Both Chromium and Tor load the same web pages that Firefox fails to load. I already tried re-emerging app-misc/ca-certificates and dev-libs/openssl. The only way to fix it is by disabling HTTP/2, as explained here. 

Is it completely safe to do that? I suppose it forces to use HTTP/1.1 instead of 2.

Oh, by the way my Firefox is currently version 52.6.0, emerged on January 28, 2018.

----------

## audiodef

There's a big difference between stable and ~arch for Firefox. Try putting www-client/firefox ~amd64 (or your ~arch keyword) in package.accept_keywords and updating Firefox to the latest Mozilla-official release. There are known security vulns for older versions of FF.

----------

## Hu

 *audiodef wrote:*   

> There are known security vulns for older versions of FF.

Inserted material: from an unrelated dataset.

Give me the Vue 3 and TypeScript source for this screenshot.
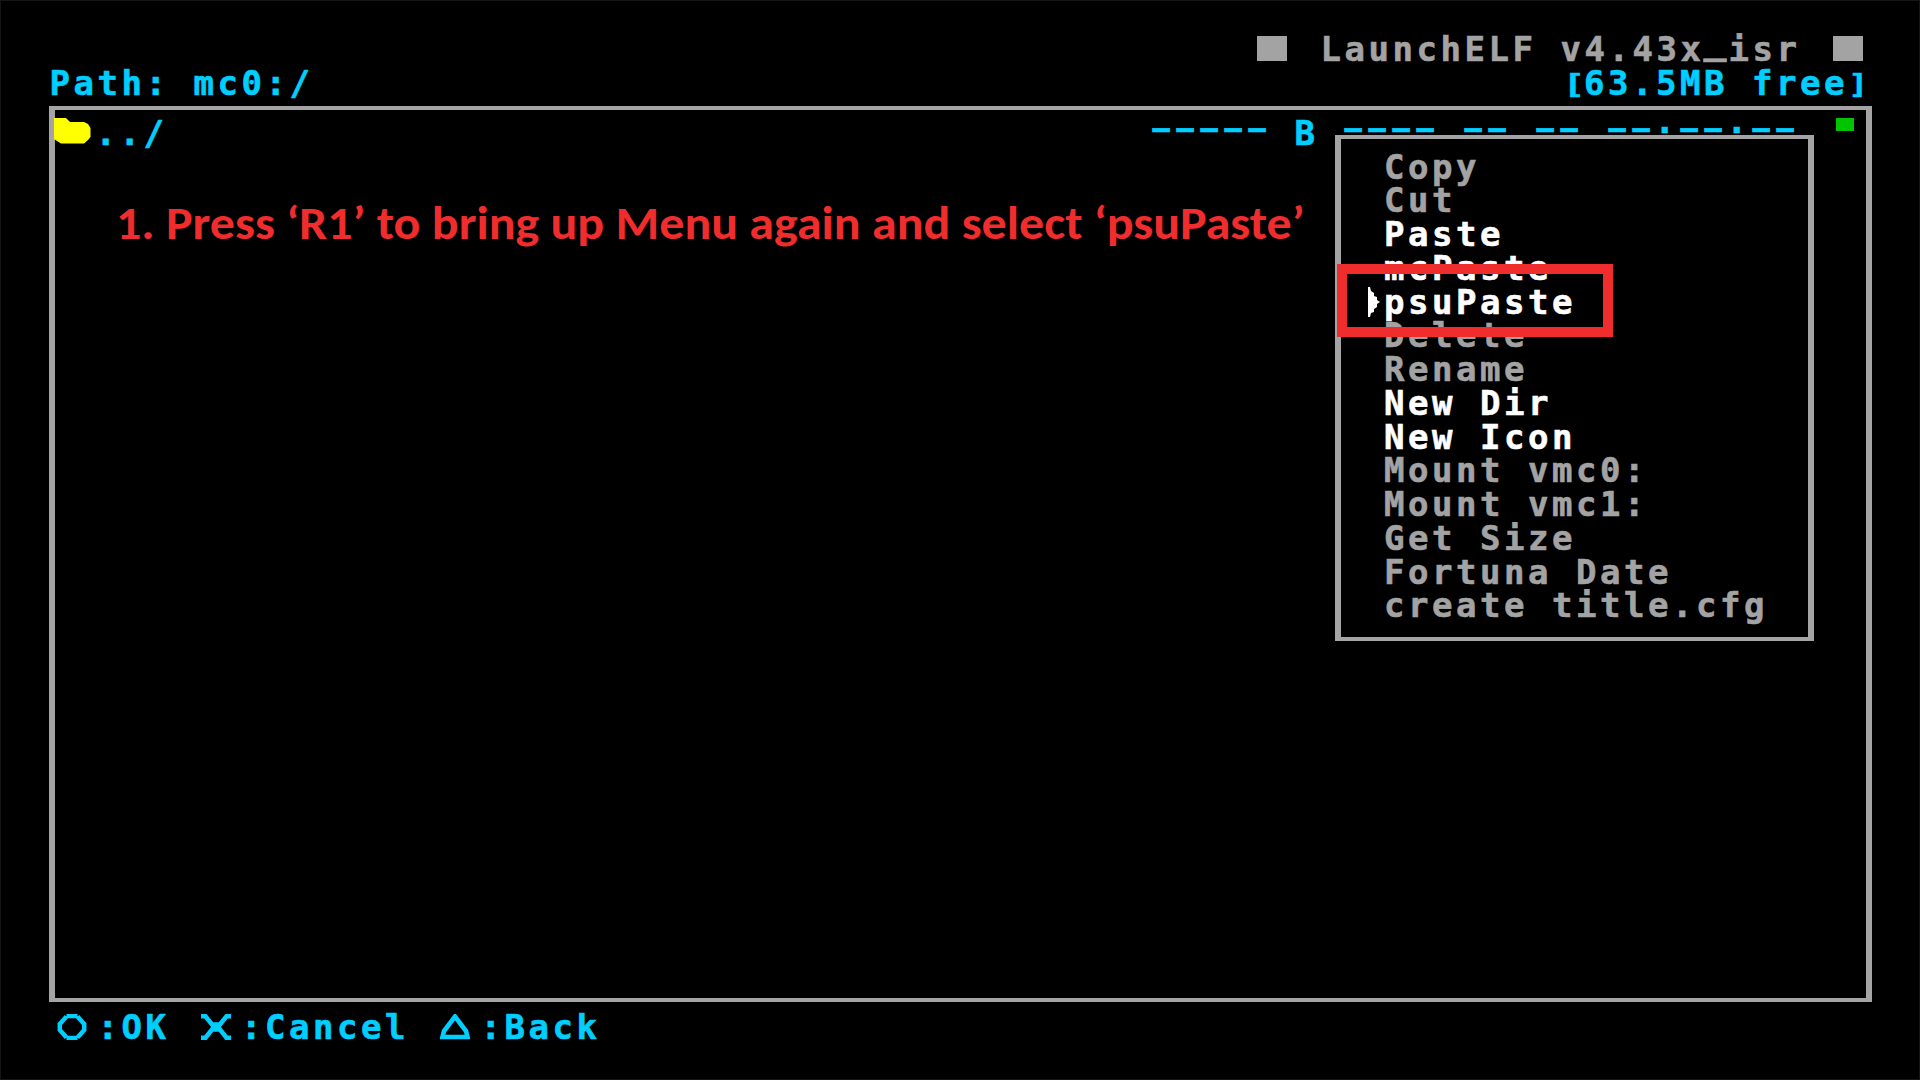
<script setup lang="ts">
interface MenuItem {
  label: string
  enabled: boolean
}

interface Hint {
  icon: 'circle' | 'cross' | 'triangle'
  label: string
}

const menu: MenuItem[] = [
  { label: 'Copy', enabled: false },
  { label: 'Cut', enabled: false },
  { label: 'Paste', enabled: true },
  { label: 'mcPaste', enabled: true },
  { label: 'psuPaste', enabled: true },
  { label: 'Delete', enabled: false },
  { label: 'Rename', enabled: false },
  { label: 'New Dir', enabled: true },
  { label: 'New Icon', enabled: true },
  { label: 'Mount vmc0:', enabled: false },
  { label: 'Mount vmc1:', enabled: false },
  { label: 'Get Size', enabled: false },
  { label: 'Fortuna Date', enabled: false },
  { label: 'create title.cfg', enabled: false },
]
const selected = 'psuPaste'

const hints: Hint[] = [
  { icon: 'circle', label: ':OK' },
  { icon: 'cross', label: ':Cancel' },
  { icon: 'triangle', label: ':Back' },
]

const details = [...'----- B ---- -- -- --:--:--']
</script>

<template>
  <main class="screen">
    <header>
      <div class="line title">
        <i class="block"></i>
        <span class="name">LaunchELF v4.43x<span class="low">_</span>isr</span>
        <i class="block"></i>
      </div>
      <div class="line status">
        <span>Path: mc0:/</span>
        <span class="free"><span class="br open">[</span>63.5MB free<span class="br">]</span></span>
      </div>
    </header>

    <section class="frame">
      <div class="line row">
        <svg class="folder" width="37" height="26" viewBox="0 0 37 26">
          <path d="M0 0H12L14 2L16 4H30L34 6L36.500 10V19L34 22L30 25.500H7L3 23L0 21Z" fill="#ff0" />
        </svg>
        <span class="entry">../</span>
        <span class="details"><span v-for="(c, i) in details" :key="i" :class="{ dash: c === '-' }">{{ c }}</span></span>
        <i class="led"></i>
      </div>

      <nav class="menu">
        <div v-for="m in menu" :key="m.label" class="item" :class="{ on: m.enabled }">
          <svg v-if="m.label === selected" class="pointer" width="12" height="30" viewBox="0 0 12 30">
            <path d="M0 0H2L3 4L6 6V9L9 10V13L12 15L9 17V20L6 22V25L3 26L2 30H0Z" fill="#fff" />
          </svg>{{ m.label }}
        </div>
      </nav>
    </section>

    <footer class="line">
      <span v-for="h in hints" :key="h.icon" class="hint">
        <svg class="pad" width="30" height="26" viewBox="0 0 30 26" fill="none" stroke="#00ceff">
          <path v-if="h.icon === 'circle'" d="M9.500 2H20.500M9.500 24H20.500M9.500 2.500L2.800 10V16L9.500 23.500M20.500 2.500L27.200 10V16L20.500 23.500" stroke-width="4.500" />
          <path v-else-if="h.icon === 'cross'" d="M0 2.300H4.500L11 10.500H19L25.500 2.300H30M0 23.700H4.500L11 15.500H19L25.500 23.700H30M10 13H20" stroke-width="4.600" />
          <path v-else d="M15 2.500L4 17L2.500 23H27.500L26 17Z" stroke-width="4.600" />
        </svg>
        <span>{{ h.label }}</span>
      </span>
    </footer>

    <p class="caption">1. Press ‘R1’ to bring up Menu again and select ‘psuPaste’</p>
    <div class="highlight"></div>
  </main>
</template>

<style>
body {
  margin: 0;
  background: #000;
}
</style>

<style scoped>
.screen {
  position: relative;
  box-sizing: border-box;
  width: 1920px;
  height: 1080px;
  padding: 31px 47px 0 47.500px;
  border: 1px solid #141414;
  overflow: hidden;
  background: #000;
  color: #00ceff;
  font: bold 34px/34px "DejaVu Sans Mono", monospace;
  letter-spacing: 3.53px;
  white-space: pre;
  -webkit-text-stroke: 0.6px;
}
.line {
  display: flex;
  height: 34px;
}
.title {
  justify-content: flex-end;
  padding-right: 9.500px;
  color: #a3a3a3;
}
.block {
  width: 30px;
  height: 25px;
  margin-top: 4px;
  background: #a3a3a3;
}
.name {
  margin: 0 32px 0 34px;
}
.low {
  display: inline-block;
  transform: translateY(-7px) scaleX(1.12);
}
.status {
  justify-content: space-between;
  padding: 0 0 0 1px;
}
.br {
  display: inline-block;
  transform: scaleY(0.78);
  transform-origin: 50% 56%;
}
.open {
  transform: translateX(4px) scale(1.1, 0.78);
}
.frame {
  position: relative;
  box-sizing: border-box;
  width: 1823.500px;
  height: 896.500px;
  margin-top: 5.500px;
  border: solid #a4a4a4;
  border-width: 4.500px 6px;
}
.row {
  padding-top: 6px;
}
.folder {
  margin: 2px 0 0 -1px;
}
.entry {
  margin-left: 5px;
}
.details {
  margin-left: auto;
  margin-right: 37.500px;
}
.details span {
  display: inline-block;
}
.details .dash {
  transform: translate(1px, -4.500px) scale(1.6, 0.8);
}
.led {
  width: 18px;
  height: 13px;
  margin: 2px 12px 0 0;
  background: #00c400;
}
.menu {
  position: absolute;
  left: 1280.500px;
  top: 25.500px;
  box-sizing: border-box;
  width: 479px;
  height: 506px;
  padding: 11.500px 0 0 43px;
  border: solid #a4a4a4;
  border-width: 4.500px 6px;
  background: #000;
  color: #a3a3a3;
}
.item {
  position: relative;
  height: 33.760px;
  line-height: 33.760px;
}
.on {
  color: #fff;
}
.pointer {
  position: absolute;
  left: -16px;
  top: 1px;
}
footer {
  margin-top: 8px;
}
.hint {
  display: flex;
  margin-right: 22.500px;
}
.pad {
  margin: 4px 10.500px 0 8.500px;
}
.caption {
  position: absolute;
  left: 115px;
  top: 194px;
  margin: 0;
  color: #f02d2d;
  font: bold 46px/56px Carlito, Lato, sans-serif;
  letter-spacing: 0;
  -webkit-text-stroke: 0;
  transform: scaleX(1.087);
  transform-origin: 0 0;
}
.highlight {
  position: absolute;
  left: 1336px;
  top: 263px;
  box-sizing: border-box;
  width: 276px;
  height: 73px;
  border: 10px solid #ef2d2d;
}
</style>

 The point of the ESR line is to let people use an older line of Firefox and still receive security support.  The original poster is on the current ESR line (although there is one newer release in that line, 52.7).  Do you mean that he needs to update to 52.7 or that you want him to update to non-ESR?  If the latter, could you provide a citation for what security issues are fixed in non-ESR and not fixed in ESR?

----------

## audiodef

Oops, I was thinking of this: https://forums.gentoo.org/viewtopic-t-1077346.html

alogim has 52.6, which is not affected. My bad.   :Crying or Very sad: 

----------

## Hu

Mistakes happen.  That's why I wanted a citation.  :Smile: 

----------

## audiodef

I think you meant to say that I deserve a citation.   :Laughing: 

----------